--- Data lines ---
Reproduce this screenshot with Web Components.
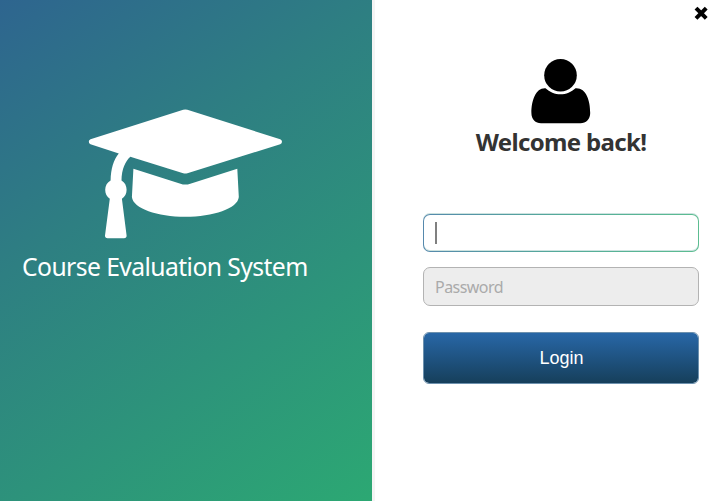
<!DOCTYPE html>
<html lang="en">
<head>
<meta charset="utf-8">
<title>Course Evaluation System</title>
<style>
html, body { margin: 0; height: 100%; background: #fff; overflow: hidden; font-family: "Noto Sans", "Open Sans", sans-serif; }
</style>
</head>
<body>
<login-window></login-window>
<script>
function define(name, html) {
  customElements.define(name, class extends HTMLElement {
    constructor() {
      super();
      this.attachShadow({ mode: 'open' }).innerHTML = html;
    }
  });
}

define('brand-panel', `
<style>
:host { display: flex; flex-direction: column; box-sizing: border-box; width: 375px; height: 501px; padding-top: 109px; border-right: 3px solid #f4f4f4; background: linear-gradient(144deg, #2e658f 0%, #2e7f82 36%, #2ca873 100%) padding-box; color: #fff; }
svg { display: block; width: 194px; height: 130px; margin-left: 88px; }
h1 { margin: 9px 0 0 22px; font-size: 26px; line-height: 36px; font-weight: 400; white-space: nowrap; letter-spacing: -0.6px; transform: scaleX(.949); transform-origin: left; }
</style>
<svg viewBox="88 109 194 130" fill="#fff">
<path d="M183.2 109.8Q185.3 109.2 187.4 109.8L280.2 139.2Q282 140 282 141.8Q282 143.6 280.2 144.3L187.4 173.2Q185.3 173.9 183.2 173.2L130.3 156.7C125.5 161 121.6 169 121.5 180.5C124.8 182.4 126.6 185.8 126.6 189.8C126.6 193.6 125 196.9 121.9 198.8L126.6 235.5Q126.8 238.2 124 238.2H107.6Q104.8 238.2 105 235.5L109.8 198.8C106.8 196.9 105.2 193.6 105.2 189.8C105.2 185.6 107.2 182.2 110.6 180.4C110.9 168.5 113.5 159.7 118.8 153.4L90.5 144.3Q88.8 143.6 88.8 141.8Q88.8 140 90.5 139.2Z"/>
<path d="M133.4 168.8L180.5 183.7Q185.3 185.5 190.3 183.7L237.3 168.8L238.8 197C238 208.5 213 216.8 185.3 216.8C157.5 216.8 133 208.5 131.9 197Z"/>
</svg>
<h1><slot></slot></h1>`);

define('close-button', `
<style>
:host { display: block; width: 14px; height: 14px; }
svg { display: block; }
</style>
<svg width="14" height="14" viewBox="0 0 14 14"><path d="M3.4 3.5L10.8 10.9M10.8 3.5L3.4 10.9" stroke="#000" stroke-width="4" stroke-linecap="square" stroke-linejoin="round"/></svg>`);

define('user-greeting', `
<style>
:host { display: flex; flex-direction: column; align-items: center; color: #333; }
svg { display: block; width: 60px; height: 66px; }
h2 { margin: 1px 0 0; font-size: 24px; line-height: 34px; font-weight: 700; white-space: nowrap; letter-spacing: -0.65px; }
</style>
<svg viewBox="0 0 60 66"><circle cx="29.5" cy="17.300" r="16.3"/><path d="M14.5 30.2C18.5 34 24 36.3 29.5 36.3C35 36.3 40.5 34 44.5 30.2C55 29.5 59.2 42 59.2 55C59.2 61.5 55 65.3 49.5 65.3H10C4.5 65.3 .4 61.5 .4 55C.4 42 5 29.5 14.5 30.2Z"/></svg>
<h2><slot></slot></h2>`);

define('text-field', `
<style>
:host { display: flex; align-items: center; box-sizing: border-box; width: 276px; height: 39px; padding-left: 11px; border: 1px solid #b3b3b3; border-radius: 7px; background: #ededed; color: #aaa; font-size: 16px; letter-spacing: -0.55px; }
:host([active]) { height: 38px; border-color: transparent; background: linear-gradient(#fff, #fff) padding-box, linear-gradient(90deg, #5689ad, #55ab9a 50%, #5cbd91) border-box; box-shadow: 0 -1px 0 rgba(85, 160, 150, .3), inset 0 -1px 0 rgba(85, 160, 150, .3); }
i { display: none; width: 2px; height: 22px; background: #808080; }
:host([active]) i { display: block; }
</style><i></i><slot></slot>`);

define('login-button', `
<style>
:host { display: flex; align-items: center; justify-content: center; box-sizing: border-box; width: 276px; height: 52px; padding-left: 1px; border: 1px solid #6d91ae; border-radius: 6px; background: linear-gradient(#2867a7, #163f5b) padding-box; color: #fff; font: 18px "Liberation Sans", Arial, sans-serif; }
</style><slot></slot>`);

define('login-form', `
<style>
:host { display: flex; flex-direction: column; flex: 1; align-items: flex-start; padding-left: 48px; }
close-button { margin: 6px 17px 0 auto; }
user-greeting { width: 276px; margin-top: 38px; }
text-field { margin-top: 15px; }
text-field[active] { margin-top: 55px; }
login-button { margin-top: 26px; }
</style>
<close-button></close-button>
<user-greeting>Welcome back!</user-greeting>
<text-field active></text-field>
<text-field>Password</text-field>
<login-button>Login</login-button>`);

define('login-window', `
<style>:host { display: flex; width: 725px; height: 501px; }</style>
<brand-panel>Course Evaluation System</brand-panel>
<login-form></login-form>`);
</script>
</body>
</html>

--- Task objective ---
Exactly as they appear, print the lines of the listing above from its first line through the line that contains "3.5L10.8 10.9M10.8 3.5L3.4", minus the pictures.

--- Solution for this task ---
Reproduce this screenshot with Web Components.
<!DOCTYPE html>
<html lang="en">
<head>
<meta charset="utf-8">
<title>Course Evaluation System</title>
<style>
html, body { margin: 0; height: 100%; background: #fff; overflow: hidden; font-family: "Noto Sans", "Open Sans", sans-serif; }
</style>
</head>
<body>
<login-window></login-window>
<script>
function define(name, html) {
  customElements.define(name, class extends HTMLElement {
    constructor() {
      super();
      this.attachShadow({ mode: 'open' }).innerHTML = html;
    }
  });
}

define('brand-panel', `
<style>
:host { display: flex; flex-direction: column; box-sizing: border-box; width: 375px; height: 501px; padding-top: 109px; border-right: 3px solid #f4f4f4; background: linear-gradient(144deg, #2e658f 0%, #2e7f82 36%, #2ca873 100%) padding-box; color: #fff; }
svg { display: block; width: 194px; height: 130px; margin-left: 88px; }
h1 { margin: 9px 0 0 22px; font-size: 26px; line-height: 36px; font-weight: 400; white-space: nowrap; letter-spacing: -0.6px; transform: scaleX(.949); transform-origin: left; }
</style>
<svg viewBox="88 109 194 130" fill="#fff">
<path d="M183.2 109.8Q185.3 109.2 187.4 109.8L280.2 139.2Q282 140 282 141.8Q282 143.6 280.2 144.3L187.4 173.2Q185.3 173.9 183.2 173.2L130.3 156.7C125.5 161 121.6 169 121.5 180.5C124.8 182.4 126.6 185.8 126.6 189.8C126.6 193.6 125 196.9 121.9 198.8L126.6 235.5Q126.8 238.2 124 238.2H107.6Q104.8 238.2 105 235.5L109.8 198.8C106.8 196.9 105.2 193.6 105.2 189.8C105.2 185.6 107.2 182.2 110.6 180.4C110.9 168.5 113.5 159.7 118.8 153.4L90.5 144.3Q88.8 143.6 88.8 141.8Q88.8 140 90.5 139.2Z"/>
<path d="M133.4 168.8L180.5 183.7Q185.3 185.5 190.3 183.7L237.3 168.8L238.8 197C238 208.5 213 216.8 185.3 216.8C157.5 216.8 133 208.5 131.9 197Z"/>
</svg>
<h1><slot></slot></h1>`);

define('close-button', `
<style>
:host { display: block; width: 14px; height: 14px; }
svg { display: block; }
</style>
<svg width="14" height="14" viewBox="0 0 14 14"><path d="M3.4 3.5L10.8 10.9M10.8 3.5L3.4 10.9" stroke="#000" stroke-width="4" stroke-linecap="square" stroke-linejoin="round"/></svg>`);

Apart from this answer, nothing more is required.